Remembered as one of the greatest and most important musicians of the twentieth century, John Coltrane was incredibly innovative and dedicated to improving himself both as a saxophonist and as a person. This album, Coltrane’s 1959 debut for Atlantic Records, is when he started to use ‘Coltrane changes’, harmonic sequences that are based on key centres moving quickly in thirds. Difficult to improvise over, this style remains one that is studied by jazz musicians to this day.
(If you like this album, you should try The Best of Miles Davis and John Coltrane and the DVD documentary Chasing Trane.)

The cover of the album "Pure Ella" by Ella Fitzgerald, which features a black and white bust photo of Ella Fitzgerald on the right and the title on the left
Pure Ella by Ella Fitzgerald

As she is one of the most popular jazz singers of all time, this compliation of some of Ella Fitzgerald's best known hits is a great place to start. Recorded between 1956 and 1965, Ella's songbook albums from Verve Records were incredible collections of her powerhouse talent and skyrocketed her to international fame.
(If you like this album, you should also check out The Best of the Song Books CDs and the DVD Ella Fitzgerald Live in '57 and '63.)

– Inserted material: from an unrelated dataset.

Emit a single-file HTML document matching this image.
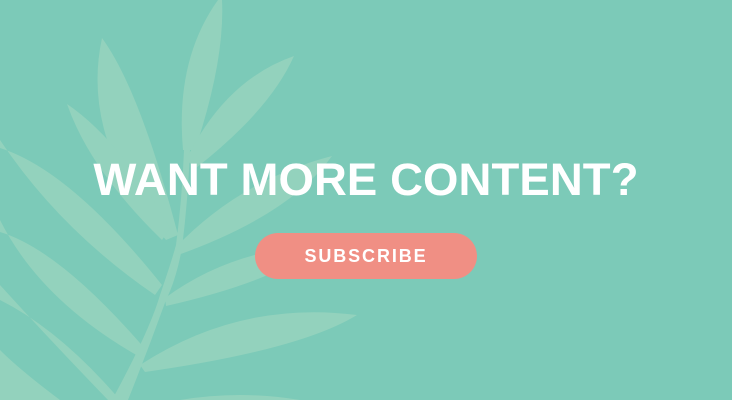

For another example of Ella's amazing gifts (and why they call her the First Lady of Song), check out this fun video of her jazzing up the classic children's tune "Old MacDonald Had a Farm" on the Ed Sulivan Show in 1964.


Now the next time someone asks if you like jazz, you can say, "Jazz is cool!"
The words "Jazz is Cool!" in a retro purple and teal font on top of the 1990s Dixie cup design "Jazz", which is an abstract crayon-like squiggle of teal with a smaller squiggle of purple on top.